Let $D(x) = \{y \in \mathbb N : y\text{ is a divisor of } x\}$ and let the relation $\Sigma$ be defined as follows:
$\begin{aligned}x \Sigma y \Leftrightarrow D(x) \subseteq D(y) \end{aligned}$
check $\Sigma$ is a partial order, if it is total and determine $\min(\mathbb N, \Sigma)$ and $\max(\mathbb N, \Sigma)$.

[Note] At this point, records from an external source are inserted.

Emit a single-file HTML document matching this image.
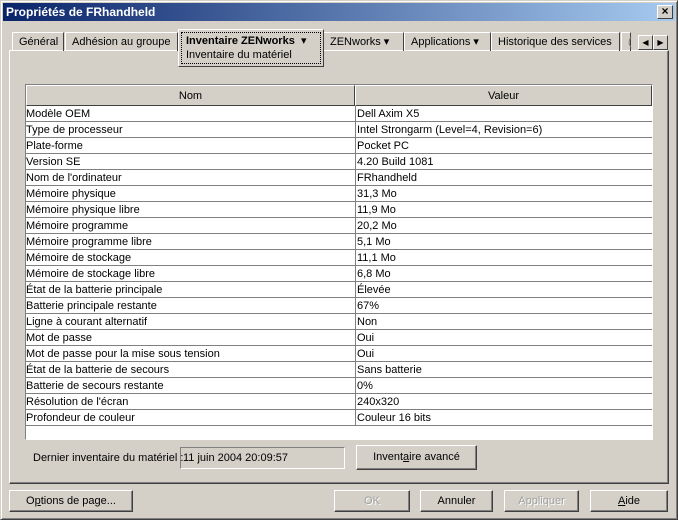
<!DOCTYPE html>
<html><head><meta charset="utf-8"><style>
*{box-sizing:border-box;margin:0;padding:0}
body{width:678px;height:520px;background:#d4d0c8;font-family:"Liberation Sans",sans-serif;font-size:11px;color:#000;position:relative;overflow:hidden}
.abs{position:absolute}
.win{left:0;top:0;width:678px;height:520px;border:1px solid;border-color:#d4d0c8 #404040 #404040 #d4d0c8;box-shadow:inset 1px 1px #fff,inset -1px -1px #808080}
.title{left:3px;top:3px;width:672px;height:18px;background:linear-gradient(to right,#0a246a,#a6caf0);color:#fff;font-weight:bold;font-size:12px;line-height:18px;padding-left:3px}
.xbtn{right:5px;top:5px;width:16px;height:14px;background:#d4d0c8;border:1px solid;border-color:#fff #404040 #404040 #fff;color:#000;font-size:12px;line-height:11px;text-align:center;font-weight:bold}
.tab{top:32px;height:19px;border:1px solid;border-color:#fff #404040 transparent #fff;border-bottom:none;line-height:18px;padding-left:6px;white-space:nowrap}
.panel{left:9px;top:50px;width:660px;height:434px;border:1px solid;border-color:#fff #404040 #404040 #fff;box-shadow:inset -1px -1px #808080}
.tbl{left:25px;top:84px;width:628px;height:356px;background:#fff;border:1px solid;border-color:#808080 #fff #fff #808080}
.hd{top:0;height:21px;background:#d4d0c8;border:1px solid;border-color:#fff #404040 #404040 #fff;text-align:center;line-height:20px}
.row{position:absolute;left:0;width:626px;height:16px;border-bottom:1px solid #808080;line-height:16px}
.row span{position:absolute;top:0}
.c1{left:0}.c2{left:329px;border-left:1px solid #808080;padding-left:1px;height:16px}
.btn{height:22px;border:1px solid;border-color:#fff #404040 #404040 #fff;box-shadow:inset -1px -1px #808080;text-align:center;line-height:20px;background:#d4d0c8}
.dis{color:#a0a0a0;text-shadow:1px 1px #fff}
.arr{top:35px;width:15px;height:15px;border:1px solid;border-color:#fff #404040 #404040 #fff;font-size:8px;text-align:center;line-height:13px}
</style></head><body>
<div class="abs win"></div>
<div class="abs title">Propriétés de FRhandheld</div>
<div class="abs xbtn">×</div>

<div class="abs panel"></div>
<div class="abs tab" style="left:12px;width:52px">Général</div>
<div class="abs tab" style="left:65px;width:113px">Adhésion au groupe</div>
<div class="abs tab" style="left:323px;width:81px">ZENworks ▾</div>
<div class="abs tab" style="left:404px;width:87px">Applications ▾</div>
<div class="abs tab" style="left:491px;width:129px">Historique des services</div>
<div class="abs tab" style="left:621px;width:10px;color:#808080">(</div>
<div class="abs" style="left:178px;top:29px;width:146px;height:38px;background:#d4d0c8;border:1px solid;border-color:#fff #404040 #404040 #fff">
 <div style="margin:2px;height:32px;border:1px dotted #000;padding-left:4px;padding-top:1px;line-height:14px"><b>Inventaire ZENworks</b>&nbsp;&nbsp;▾<br>Inventaire du matériel</div>
</div>
<div class="abs arr" style="left:638px">◀</div>
<div class="abs arr" style="left:653px">▶</div>

<div class="abs tbl">
 <div class="abs hd" style="left:0;width:329px">Nom</div>
 <div class="abs hd" style="left:329px;width:297px">Valeur</div>
 <div style="position:absolute;left:0;top:21px">
 <div class="row" style="top:0"><span class="c1">Modèle OEM</span><span class="c2">Dell Axim X5</span></div>
 <div class="row" style="top:16px"><span class="c1">Type de processeur</span><span class="c2">Intel Strongarm (Level=4, Revision=6)</span></div>
 <div class="row" style="top:32px"><span class="c1">Plate-forme</span><span class="c2">Pocket PC</span></div>
 <div class="row" style="top:48px"><span class="c1">Version SE</span><span class="c2">4.20 Build 1081</span></div>
 <div class="row" style="top:64px"><span class="c1">Nom de l'ordinateur</span><span class="c2">FRhandheld</span></div>
 <div class="row" style="top:80px"><span class="c1">Mémoire physique</span><span class="c2">31,3 Mo</span></div>
 <div class="row" style="top:96px"><span class="c1">Mémoire physique libre</span><span class="c2">11,9 Mo</span></div>
 <div class="row" style="top:112px"><span class="c1">Mémoire programme</span><span class="c2">20,2 Mo</span></div>
 <div class="row" style="top:128px"><span class="c1">Mémoire programme libre</span><span class="c2">5,1 Mo</span></div>
 <div class="row" style="top:144px"><span class="c1">Mémoire de stockage</span><span class="c2">11,1 Mo</span></div>
 <div class="row" style="top:160px"><span class="c1">Mémoire de stockage libre</span><span class="c2">6,8 Mo</span></div>
 <div class="row" style="top:176px"><span class="c1">État de la batterie principale</span><span class="c2">Élevée</span></div>
 <div class="row" style="top:192px"><span class="c1">Batterie principale restante</span><span class="c2">67%</span></div>
 <div class="row" style="top:208px"><span class="c1">Ligne à courant alternatif</span><span class="c2">Non</span></div>
 <div class="row" style="top:224px"><span class="c1">Mot de passe</span><span class="c2">Oui</span></div>
 <div class="row" style="top:240px"><span class="c1">Mot de passe pour la mise sous tension</span><span class="c2">Oui</span></div>
 <div class="row" style="top:256px"><span class="c1">État de la batterie de secours</span><span class="c2">Sans batterie</span></div>
 <div class="row" style="top:272px"><span class="c1">Batterie de secours restante</span><span class="c2">0%</span></div>
 <div class="row" style="top:288px"><span class="c1">Résolution de l'écran</span><span class="c2">240x320</span></div>
 <div class="row" style="top:304px"><span class="c1">Profondeur de couleur</span><span class="c2">Couleur 16 bits</span></div>
 </div>
</div>

<div class="abs" style="left:33px;top:452px">Dernier inventaire du matériel :</div>
<div class="abs" style="left:180px;top:447px;width:165px;height:22px;border:1px solid;border-color:#808080 #fff #fff #808080;padding-left:2px;line-height:21px">11 juin 2004 20:09:57</div>
<div class="abs btn" style="left:356px;top:445px;width:121px;height:25px;line-height:23px">Invent<u>a</u>ire avancé</div>

<div class="abs btn" style="left:9px;top:490px;width:124px">O<u>p</u>tions de page...</div>
<div class="abs btn dis" style="left:334px;top:490px;width:76px">OK</div>
<div class="abs btn" style="left:420px;top:490px;width:73px">Annuler</div>
<div class="abs btn dis" style="left:504px;top:490px;width:75px">Appliquer</div>
<div class="abs btn" style="left:590px;top:490px;width:78px"><u>A</u>ide</div>
</body></html>
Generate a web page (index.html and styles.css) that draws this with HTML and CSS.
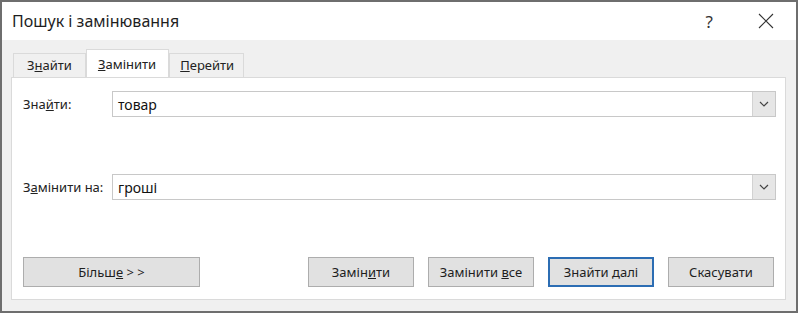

In order to prove $\Sigma$ to be a partial order I need to gain proof of its reflexivity, anti-simmetry and transitivity, so:
Reflexivity
$x \Sigma x \Leftrightarrow D(x) \subseteq D(x)$
$\{x\in \mathbb N : x \text{ is a divisor of } x\} \subseteq \{x\in \mathbb N : x \text{ is a divisor of } x\}$
Anti-symmetry
$x \Sigma y \land y\Sigma x \Rightarrow x= y$
$\{y \in \mathbb N : y \text{ is a divisor of } x\} \land \{x \in \mathbb N : x \text{ is a divisor of } y\}$
for the fundamental theorem of arithmetic $x = y$
Transitivity
$x \Sigma y \land y\Sigma z \Rightarrow x \Sigma z$
$\{y\in \mathbb N : y \text{ is a divisor of } x\} \land \{z \in \mathbb N : z \text{ is a divisor of } y\} \Rightarrow \{z \in \mathbb N : z \text{ is a divisor of } x\}$.

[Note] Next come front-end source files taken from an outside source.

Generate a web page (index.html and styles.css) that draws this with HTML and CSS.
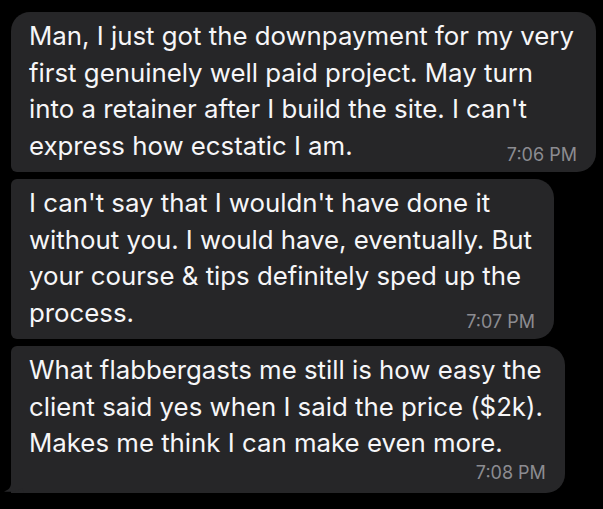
FILE: index.html
```html
<!DOCTYPE html>
<html lang="en">
<head>
    <meta charset="UTF-8">
    <meta name="viewport" content="width=device-width, initial-scale=1.0">
    <title>Messages</title>
    <link rel="stylesheet" href="styles.css">
</head>
<body>

    <div class="chat">
        <div class="bubble first">
            <div class="line">Man, I just got the downpayment for my very</div>
            <div class="line">first genuinely well paid project. May turn</div>
            <div class="line">into a retainer after I build the site. I can't</div>
            <div class="last-row">
                <span class="line">express how ecstatic I am.</span>
                <span class="time">7:06 PM</span>
            </div>
        </div>

        <div class="bubble">
            <div class="line">I can't say that I wouldn't have done it</div>
            <div class="line">without you. I would have, eventually. But</div>
            <div class="line">your course &amp; tips definitely sped up the</div>
            <div class="last-row">
                <span class="line">process.</span>
                <span class="time">7:07 PM</span>
            </div>
        </div>

        <div class="bubble last">
            <div class="line">What flabbergasts me still is how easy the</div>
            <div class="line">client said yes when I said the price ($2k).</div>
            <div class="line">Makes me think I can make even more.</div>
            <div class="last-row">
                <span class="time">7:08 PM</span>
            </div>
            <svg class="tail" width="20" height="22" viewBox="0 0 20 22">
                <path d="M7 0 L7 12 C7 16 5 19 0 20.5 C5 21.5 13 20.5 18 17 L20 22 L20 0 Z" fill="#262628"/>
            </svg>
        </div>
    </div>

</body>
</html>
```

FILE: styles.css
```css
body {
    margin: 0;
    padding: 0;
    background-color: #000;
    font-family: Inter, "Noto Sans", sans-serif;
}

/* Lista de mensagens */
.chat {
    display: flex;
    flex-direction: column;
    align-items: flex-start;
    gap: 7px;
    padding: 12px 6px 0 11px;
}

.bubble {
    position: relative;
    background-color: #262628;
    color: #f6f6f8;
    font-size: 25.8px;
    line-height: 36.5px;
    padding: 6px 22px 8px 18px;
    border-radius: 6px 19px 19px 6px;
}

.bubble.first {
    border-top-left-radius: 19px;
}

.bubble.last {
    border-bottom-left-radius: 0;
    padding-bottom: 11px;
}

.line {
    white-space: nowrap;
}

.last-row {
    display: flex;
    justify-content: space-between;
    align-items: flex-end;
    gap: 20px;
}

.time {
    margin-left: auto;
    margin-right: -3px;
    color: #8c8c91;
    font-size: 18px;
    line-height: 22px;
    margin-bottom: -2px;
}

/* Rabinho do último balão */
.tail {
    position: absolute;
    left: -7px;
    bottom: 0;
}
```
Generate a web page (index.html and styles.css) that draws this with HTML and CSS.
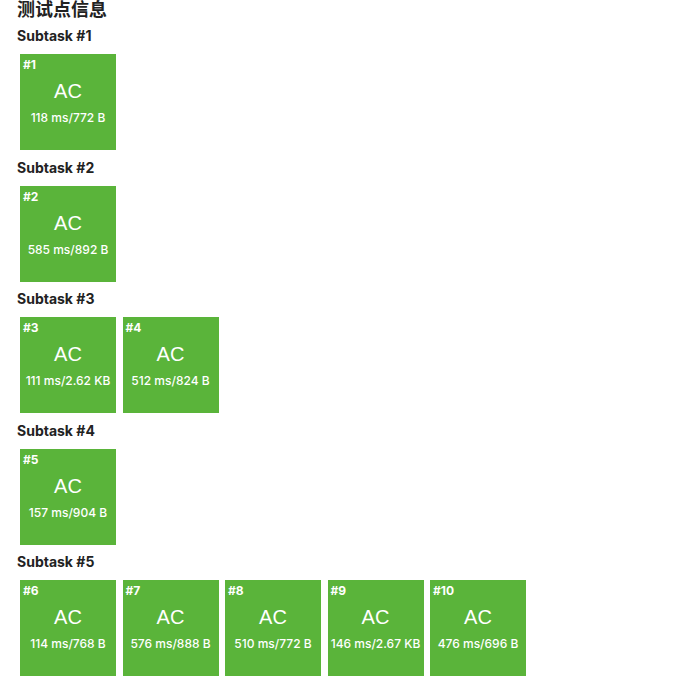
FILE: index.html
```html
<!DOCTYPE html>
<html lang="zh">
<head>
<meta charset="utf-8">
<link rel="stylesheet" href="styles.css">
</head>
<body>
<h3 class="title">测试点信息</h3>
<div class="group">
  <div class="label">Subtask #1</div>
  <div class="cases">
    <div class="case"><span class="num">#1</span><span class="status">AC</span><span class="info">118 ms/772 B</span></div>
  </div>
</div>
<div class="group">
  <div class="label">Subtask #2</div>
  <div class="cases">
    <div class="case"><span class="num">#2</span><span class="status">AC</span><span class="info">585 ms/892 B</span></div>
  </div>
</div>
<div class="group">
  <div class="label">Subtask #3</div>
  <div class="cases">
    <div class="case"><span class="num">#3</span><span class="status">AC</span><span class="info">111 ms/2.62 KB</span></div>
    <div class="case"><span class="num">#4</span><span class="status">AC</span><span class="info">512 ms/824 B</span></div>
  </div>
</div>
<div class="group">
  <div class="label">Subtask #4</div>
  <div class="cases">
    <div class="case"><span class="num">#5</span><span class="status">AC</span><span class="info">157 ms/904 B</span></div>
  </div>
</div>
<div class="group">
  <div class="label">Subtask #5</div>
  <div class="cases">
    <div class="case"><span class="num">#6</span><span class="status">AC</span><span class="info">114 ms/768 B</span></div>
    <div class="case"><span class="num">#7</span><span class="status">AC</span><span class="info">576 ms/888 B</span></div>
    <div class="case"><span class="num">#8</span><span class="status">AC</span><span class="info">510 ms/772 B</span></div>
    <div class="case"><span class="num">#9</span><span class="status">AC</span><span class="info">146 ms/2.67 KB</span></div>
    <div class="case"><span class="num">#10</span><span class="status">AC</span><span class="info">476 ms/696 B</span></div>
  </div>
</div>
</body>
</html>
```

FILE: styles.css
```css
html, body {
  margin: 0;
  background: #ffffff;
}
body {
  padding: 0 0 0 17px;
  font-family: "Inter", "Noto Sans CJK SC", sans-serif;
  color: #222222;
}
.title {
  margin: -4px 0 7px 0;
  font-size: 18px;
  line-height: 24px;
  font-weight: 700;
  font-family: "Noto Sans CJK SC", sans-serif;
}
.group {
  margin-bottom: 5.5px;
}
.label {
  font-size: 14px;
  line-height: 18px;
  font-weight: 700;
}
.cases {
  display: flex;
  flex-wrap: wrap;
  gap: 6.5px;
  padding: 3px;
  margin-top: 6px;
}
.case {
  width: 96px;
  height: 96px;
  box-sizing: border-box;
  padding: 3px 3px;
  background: #5ab43a;
  color: #ffffff;
  display: flex;
  flex-direction: column;
  align-items: center;
}
.num {
  align-self: flex-start;
  font-size: 12px;
  line-height: 16px;
  font-weight: 700;
}
.status {
  margin-top: 6px;
  font-size: 20px;
  line-height: 24px;
  font-family: "Liberation Sans", sans-serif;
}
.info {
  margin-top: 7px;
  font-size: 12px;
  line-height: 16px;
  font-weight: 500;
}
```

I should prove if $\Sigma$ is a total order, but I have no idea how I could do that, can it involve the fact that element $0 \in \mathbb N$ doesn't belong to this relation because $x\Sigma 0$ would mean $\{0 \text{ is a divisor of } x\}$ which is not possible? And my gut feeling tells me that $\max(\mathbb N, \Sigma) = 1$ and $\nexists\min(\mathbb N, \Sigma)$ but I don't know if I am right. Will you please give me a nudge in the right direction?